Cipto Mangunkusumo, Haji Samanhudi, Tirto Adi Suryo, Cokroaminoto, Sutomo, Ernest Deuwes Dekker, Ki Hadjar Dewantara, Hatta, Sukarno, adalah contoh-contoh figur intelektual minoritas kreatif yang membawa perubahan.
Mereka ini, kata Rizal Ramli, adalah intelektual yang memperjuangkan visi dan gagasannya agar dapat terwujud, yaitu memerdekakan bangsa.
“Tapi para intelektual kita saat ini hanya sibuk menganalisis peristiwa atau kejadian doang,” tegasnya.
Tentang pentingnya peran para intelektual untuk perubahan dalam mencapai kemerdekaan dan kemajuan bangsa, Bung Hatta telah secara patriotik menyatakannya saat diadili di pengadilan Den Haag, Belanda, 9 Maret 1928, tatakala masih menjadi mahasiswa di Negeri Kincir Angin itu:
Dalam pidato pembelaannya yang berjudul Indonesia Merdeka (Indonesia Vrij) di depan pengadilan kolonial itu Bung Hatta berkata:
“Orang-orang Indonesia yang lulus dari sekolah tinggi harus bergabung pada massa yang berjuang. Sudah terlalu lama kaum intelek menjauhkan diri dari massa rakyat, kebanyakan dari para sarjana kita tidak mempedulikan nasib rakyat yang menderita. Memang faktor yang menentukan dalam perjuangan kemerdekaan nasional bukanlah terletak pada kelompok kaum intelek. Jantung bangsa berdenyut dalam lapisan-lapisan luas. Para intelektual hanya perlu menemukan kekuatan rakyat yang meluap-luap dan menjadi juru bahasanya. Jantung itu terbuka untuk menangkap suara zaman”.
Pada bagian lain pidato pembelaannya Bung Hatta, figur yang selalu berpembawaan tenang menyatakan kekerasan hatinya sebagai seorang pejuang bangsa dengan suara yang lantang:
“Para intelektual jangan mau mengambil jalan samping lagi, yang hanya menuju pada lebih banyak kegetiran. Selamat tinggal politik memohon dan mengemis! Selamat tinggal politik memohon restu! Selamat tinggal politik menadahkan tangan”.

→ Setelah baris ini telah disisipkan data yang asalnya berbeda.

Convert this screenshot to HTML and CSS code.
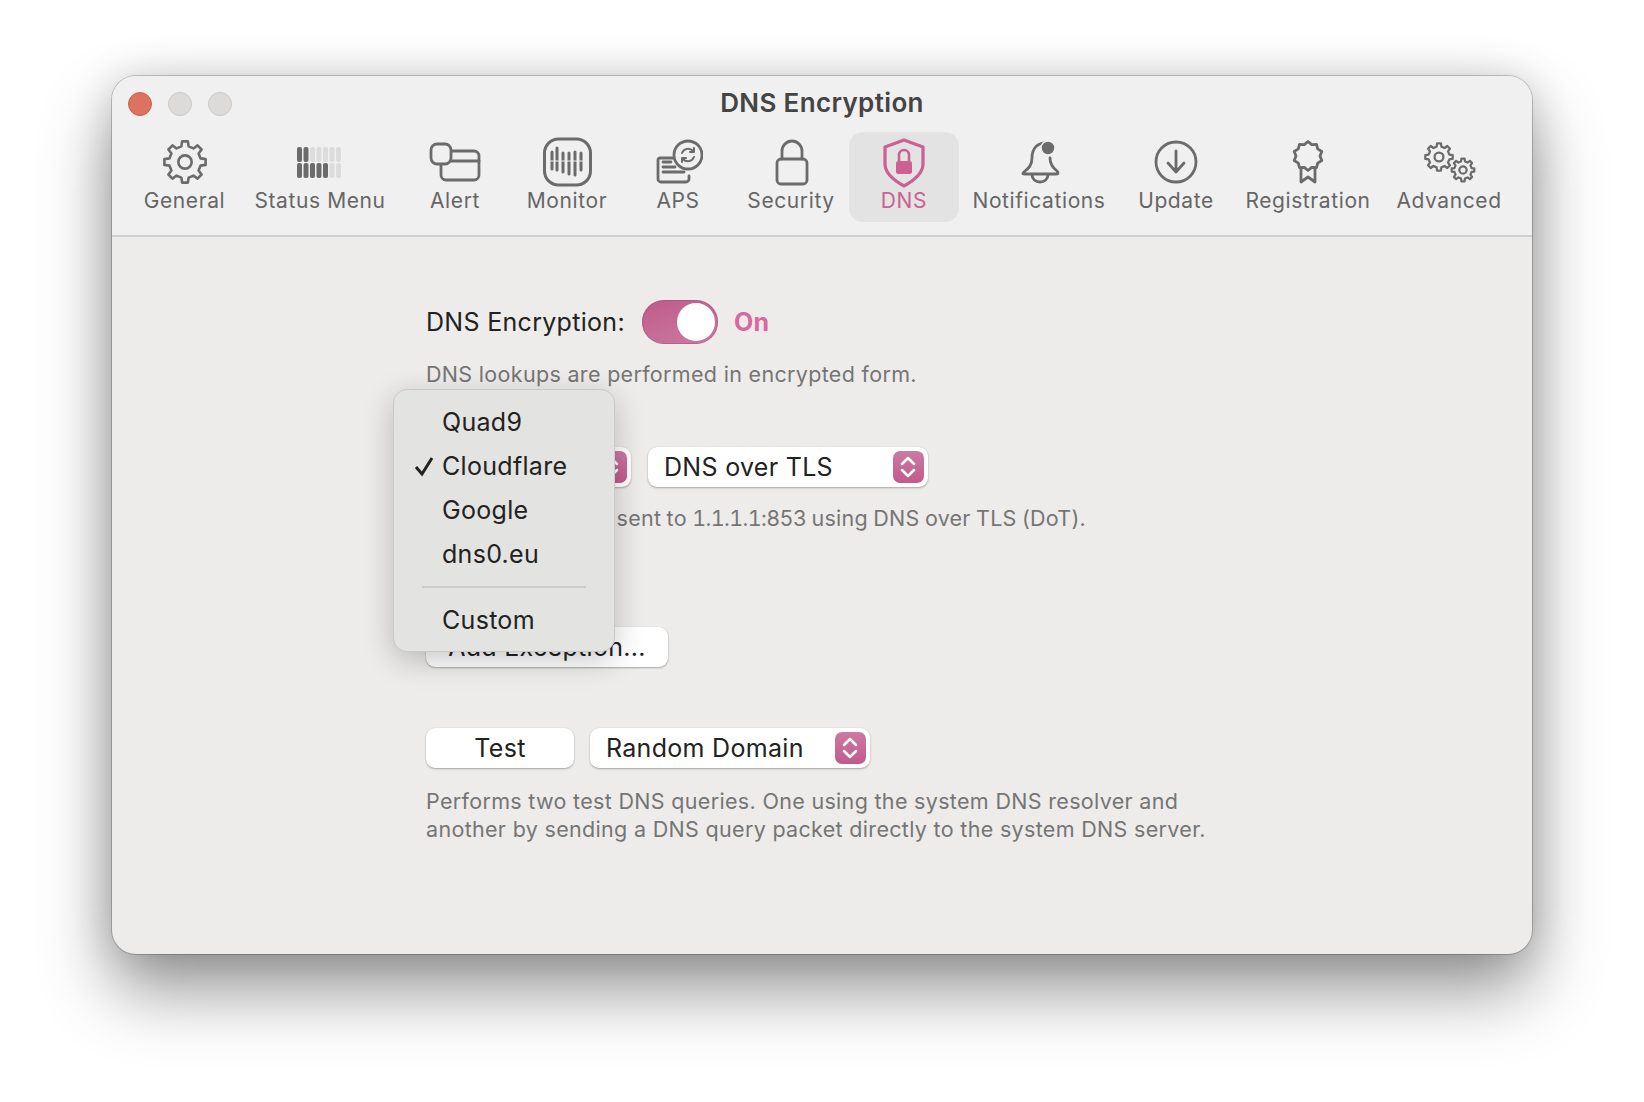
FILE: index.html
```html
<!DOCTYPE html>
<html lang="en">

<head>
    <meta charset="UTF-8">
    <meta name="viewport" content="width=device-width, initial-scale=1.0">
    <title>DNS Encryption</title>
    <link rel="stylesheet" href="styles.css">
</head>

<body>
    <svg class="defs" width="0" height="0">
        <defs>
            <g id="gear">
                <polygon points="-1.73,-7.5 -1.39,-9.9 1.39,-9.9 1.73,-7.5 4.08,-6.53 6.02,-7.98 7.98,-6.02 6.53,-4.08 7.5,-1.73 9.9,-1.39 9.9,1.39 7.5,1.73 6.53,4.08 7.98,6.02 6.02,7.98 4.08,6.53 1.73,7.5 1.39,9.9 -1.39,9.9 -1.73,7.5 -4.08,6.53 -6.02,7.98 -7.98,6.02 -6.53,4.08 -7.5,1.73 -9.9,1.39 -9.9,-1.39 -7.5,-1.73 -6.53,-4.08 -7.98,-6.02 -6.02,-7.98 -4.08,-6.53" />
                <circle r="3.2" />
            </g>
            <g id="updown">
                <path d="M9 13l6-6 6 6M9 19l6 6 6-6" />
            </g>
        </defs>
    </svg>

    <div class="window">
        <div class="titlebar">
            <div class="lights">
                <span class="light red"></span>
                <span class="light"></span>
                <span class="light"></span>
            </div>
            <div class="title">DNS Encryption</div>
        </div>

        <div class="toolbar">
            <div class="tool">
                <svg class="ico" width="46" height="52">
                    <g transform="translate(23 26) scale(2.08)" stroke-width="1.25"><use href="#gear" /></g>
                </svg>
                <span>General</span>
            </div>
            <div class="tool">
                <svg class="ico" width="46" height="52">
                    <g class="bars-off">
                        <rect x="13" y="11" width="5" height="15" rx="2" />
                        <rect x="19.5" y="11" width="5" height="15" rx="2" />
                        <rect x="26" y="11" width="5" height="15" rx="2" />
                        <rect x="32.500" y="11" width="5" height="15" rx="2" />
                        <rect x="39" y="11" width="5" height="15" rx="2" />
                        <rect x="32.500" y="27" width="5" height="15" rx="2" />
                        <rect x="39" y="27" width="5" height="15" rx="2" />
                    </g>
                    <g class="bars-on">
                        <rect x="0" y="11" width="5" height="15" rx="2" />
                        <rect x="6.500" y="11" width="5" height="15" rx="2" />
                        <rect x="0" y="27" width="5" height="15" rx="2" />
                        <rect x="6.500" y="27" width="5" height="15" rx="2" />
                        <rect x="13" y="27" width="5" height="15" rx="2" />
                        <rect x="19.5" y="27" width="5" height="15" rx="2" />
                        <rect x="26" y="27" width="5" height="15" rx="2" />
                    </g>
                </svg>
                <span>Status Menu</span>
            </div>
            <div class="tool">
                <svg class="ico" width="52" height="52">
                    <rect x="12" y="15" width="38" height="29" rx="5" />
                    <path d="M22 25h28" />
                    <rect x="2" y="8" width="20" height="20" rx="6" class="bg-fill" />
                </svg>
                <span>Alert</span>
            </div>
            <div class="tool">
                <svg class="ico" width="50" height="52">
                    <rect x="2.500" y="3" width="46" height="46" rx="14" stroke-width="3" />
                    <path class="wave" d="M10 16v17M15 12v22M21 17v19M27 17v21M33 16v23M39 17v17" />
                    <path class="wave-gap" d="M7 25h36" />
                </svg>
                <span>Monitor</span>
            </div>
            <div class="tool">
                <svg class="ico" width="50" height="52">
                    <path d="M22 22H7a2 2 0 0 0-2 2v19a3 3 0 0 0 3 3h25a3 3 0 0 0 3-3v-3" />
                    <path d="M10 26h8M10 31h12M10 36h21" />
                    <circle cx="35" cy="19" r="14" class="bg-fill" />
                    <path class="thin" d="M29 17a6.500 6.500 0 0 1 11-2l1 1M41 21a6.500 6.500 0 0 1-11 2l-1-1M41 12v4h-4M29 26v-4h4" />
                </svg>
                <span>APS</span>
            </div>
            <div class="tool">
                <svg class="ico" width="36" height="52">
                    <rect x="4" y="23" width="30" height="25" rx="4" />
                    <path d="M9 23V15a10 10 0 0 1 20 0v8" />
                </svg>
                <span>Security</span>
            </div>
            <div class="tool selected">
                <svg class="ico pink" width="42" height="52">
                    <path stroke-width="3.200" d="M21 4l19 7v17c0 10-10 17-19 22C12 45 2 38 2 28V11z" />
                    <rect class="pink-fill" x="13" y="25" width="16" height="13" rx="2.500" />
                    <path stroke-width="2.600" d="M16 26v-7a5 5 0 0 1 10 0v7" />
                </svg>
                <span>DNS</span>
            </div>
            <div class="tool">
                <svg class="ico" width="44" height="52">
                    <path d="M27 7C19 8 15 14 15 22c0 7-3 10-8 14-2 2-1 2 1 2h31c2 0 3-1 1-3-4-3-7-7-7-13" />
                    <path d="M15 39a8 7 0 0 0 16 0" />
                    <circle class="dark-fill" cx="31" cy="12" r="7" />
                </svg>
                <span>Notifications</span>
            </div>
            <div class="tool">
                <svg class="ico" width="46" height="52">
                    <circle cx="23" cy="26" r="20" />
                    <path d="M23 15v21M15 27l8 9 8-9" />
                </svg>
                <span>Update</span>
            </div>
            <div class="tool">
                <svg class="ico" width="34" height="52">
                    <g transform="translate(1 5)">
                        <polygon points="16,0.5 19.7,3.6 24.5,3.3 25.7,7.9 29.8,10.5 28,15 29.8,19.5 25.7,22.1 24.5,26.7 19.7,26.4 16,29.5 12.3,26.4 7.5,26.7 6.3,22.1 2.2,19.5 4,15 2.2,10.5 6.3,7.9 7.5,3.3 12.3,3.6" />
                        <path d="M9 27v14l7-5 7 5V27" />
                    </g>
                </svg>
                <span>Registration</span>
            </div>
            <div class="tool">
                <svg class="ico" width="54" height="52">
                    <g transform="translate(17 21) scale(1.38)" stroke-width="1.65"><use href="#gear" /></g>
                    <g transform="translate(41 34) scale(1.14)" stroke-width="1.95"><use href="#gear" /></g>
                </svg>
                <span>Advanced</span>
            </div>
        </div>

        <div class="content">
            <div class="row">
                <span class="label">DNS Encryption:</span>
                <div class="toggle"><span class="knob"></span></div>
                <span class="state">On</span>
            </div>
            <p class="desc first">DNS lookups are performed in encrypted form.</p>

            <div class="row selects">
                <div class="popup provider">
                    <span>Cloudflare</span>
                    <span class="stepper"><svg width="30" height="32"><use href="#updown" /></svg></span>
                </div>
                <div class="popup protocol">
                    <span>DNS over TLS</span>
                    <span class="stepper"><svg width="30" height="32"><use href="#updown" /></svg></span>
                </div>
            </div>
            <p class="desc second">DNS requests are sent to <span class="addr">1.1.1.1:853</span> using DNS over TLS (DoT).</p>

            <button class="btn exception">Add Exception...</button>

            <div class="row test-row">
                <button class="btn test">Test</button>
                <div class="popup domain">
                    <span>Random Domain</span>
                    <span class="stepper"><svg width="30" height="32"><use href="#updown" /></svg></span>
                </div>
            </div>
            <p class="desc third">Performs two test DNS queries. One using the system DNS resolver and<br>another by sending a DNS query packet directly to the system DNS server.</p>

            <div class="menu">
                <div class="menu-item">Quad9</div>
                <div class="menu-item checked">
                    <svg class="check" width="22" height="22"><path d="M3 12l6 7L19 3" /></svg>
                    Cloudflare
                </div>
                <div class="menu-item">Google</div>
                <div class="menu-item">dns0.eu</div>
                <div class="menu-sep"></div>
                <div class="menu-item">Custom</div>
            </div>
        </div>
    </div>
</body>

</html>
```

FILE: styles.css
```css
* {
    padding: 0;
    margin: 0;
    box-sizing: border-box;
}

body {
    background-color: #fff;
    font-family: Inter, "Noto Sans", sans-serif;
    padding: 76px 112px 0;
    height: 1102px;
    overflow: hidden;
}

.defs {
    position: absolute;
}

.window {
    width: 1420px;
    height: 878px;
    border-radius: 24px;
    background-color: #edecea;
    box-shadow: 0 0 0 1px rgba(0, 0, 0, .2), 0 36px 70px rgba(0, 0, 0, .42), 0 0 40px rgba(0, 0, 0, .14);
    overflow: hidden;
}

.titlebar {
    display: grid;
    grid-template-columns: 1fr auto 1fr;
    align-items: center;
    height: 56px;
    padding: 0 16px;
    background-color: #f0f0f0;
}

.lights {
    display: flex;
    gap: 16px;
}

.light {
    width: 24px;
    height: 24px;
    border-radius: 50%;
    background-color: #dcdbd9;
    border: 1px solid #c8c7c5;
}

.red {
    background-color: #dc7360;
    border-color: #c9604e;
}

.title {
    font-size: 26px;
    font-weight: 600;
    letter-spacing: .35px;
    margin-top: -3px;
    color: #444;
}

.toolbar {
    display: grid;
    grid-template-columns: 113px 158px 112px 112px 110px 116px 110px 160px 114px 150px 132px;
    height: 105px;
    padding-left: 16px;
    background-color: #f0f0f0;
    border-bottom: 2px solid #cfcfcf;
}

.tool {
    display: flex;
    flex-direction: column;
    align-items: center;
    height: 90px;
    padding-top: 4px;
    border-radius: 14px;
    font-size: 21px;
    letter-spacing: .6px;
    line-height: 26px;
    color: #666;
}

.selected {
    background-color: #e3e3e3;
    color: #cd5f93;
}

.ico {
    display: block;
    fill: none;
    stroke: #6b6b6b;
    stroke-width: 2.800;
    stroke-linecap: round;
    stroke-linejoin: round;
}

.bars-on {
    fill: #6b6b6b;
    stroke: none;
}

.bars-off {
    fill: #dcdcdc;
    stroke: none;
}

.bg-fill {
    fill: #f0f0f0;
}

.wave {
    stroke-width: 3;
}

.wave-gap {
    stroke: #f0f0f0;
    stroke-width: 1;
    stroke-linecap: butt;
}

.thin {
    stroke-width: 2;
}

.dark-fill {
    fill: #6b6b6b;
    stroke: #f0f0f0;
    stroke-width: 1.500;
}

.pink {
    stroke: #cd5f93;
}

.pink-fill {
    fill: #cd5f93;
    stroke: none;
}

.content {
    position: relative;
    padding: 63px 0 0 314px;
}

.row {
    display: flex;
    align-items: center;
}

.label {
    font-size: 25px;
    letter-spacing: .3px;
    color: #222;
}

.toggle {
    width: 76px;
    height: 44px;
    margin-left: 17px;
    padding: 3px;
    display: flex;
    justify-content: flex-end;
    border-radius: 22px;
    background: linear-gradient(160deg, #bf5b8a, #cb7aa2);
    box-shadow: inset 0 0 0 1px rgba(150, 60, 100, .35);
}

.knob {
    width: 38px;
    height: 38px;
    border-radius: 50%;
    background-color: #fff;
}

.state {
    margin-left: 16px;
    font-size: 25px;
    font-weight: 700;
    letter-spacing: .3px;
    color: #d9689f;
}

.desc {
    font-size: 21.500px;
    letter-spacing: .32px;
    line-height: 28px;
    color: #757575;
}

.first {
    margin-top: 16px;
}

.selects {
    margin-top: 59px;
    gap: 17px;
}

.second {
    margin-top: 17px;
    padding-left: 5px;
    word-spacing: -1px;
    letter-spacing: .26px;
}

.addr {
    font-variant-numeric: tabular-nums;
    letter-spacing: -.6px;
}

.popup,
.btn {
    height: 40px;
    border: none;
    border-radius: 9px;
    background-color: #fff;
    box-shadow: 0 1px 2px rgba(0, 0, 0, .3), 0 0 1px rgba(0, 0, 0, .15);
    font-family: inherit;
    font-size: 25px;
    letter-spacing: .3px;
    color: #222;
}

.popup {
    display: flex;
    align-items: center;
    justify-content: space-between;
    padding: 0 4px 0 16px;
}

.provider {
    width: 205px;
}

.protocol {
    width: 280px;
}

.domain {
    width: 280px;
}

.stepper {
    width: 31px;
    height: 32px;
    border-radius: 7px;
    background: linear-gradient(#cb7ba3, #c25a8b);
    fill: none;
    stroke: #fff;
    stroke-width: 2.500;
    stroke-linecap: round;
    stroke-linejoin: round;
}

.stepper svg {
    display: block;
}

.btn {
    display: block;
}

.exception {
    width: 242px;
    margin-top: 95px;
}

.test-row {
    margin-top: 61px;
    gap: 16px;
}

.test {
    width: 148px;
}

.third {
    margin-top: 19px;
}

.menu {
    position: absolute;
    left: 281px;
    top: 152px;
    width: 222px;
    height: 263px;
    padding-top: 11px;
    border-radius: 14px;
    background-color: #e3e3e1;
    border: 1px solid #c9c9c7;
    box-shadow: 0 8px 30px rgba(0, 0, 0, .22);
    font-size: 25px;
    letter-spacing: .3px;
    color: #222;
}

.menu-item {
    position: relative;
    height: 44px;
    line-height: 43px;
    padding-left: 48px;
}

.check {
    position: absolute;
    left: 19px;
    top: 10px;
    fill: none;
    stroke: #222;
    stroke-width: 3;
}

.menu-sep {
    height: 2px;
    margin: 9px 28px 11px;
    background-color: #cdcdcb;
}
```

Amanat Bung Hatta kepada kaum intelektual yang disampaikan 95 tahun yang lalu ini seakan kini menemukan korelasi dan relevansinya dengan pernyataan tokoh nasional Dr Rizal Ramli yang juga merupakan tokoh pergerakan sejak menjadi mahasiswa, bahwa kalangan intelektual saat ini seharusnya mampu berperan.
Karena perubahan yang di-drive oleh para intelektual sangat berbeda kualitasnya ketimbang perubahan yang di-create oleh para politisi yang kini terbukti menghasilkan banyak sekali kebangkrutan dalam tatakelola negara dan bangsa.
Longa Vita Certamen, Beati Qui Defendunt Populum, Panjang Umurlah Perjuangan, Diberkahilah Mereka yang Berjuang Membela Rakyat.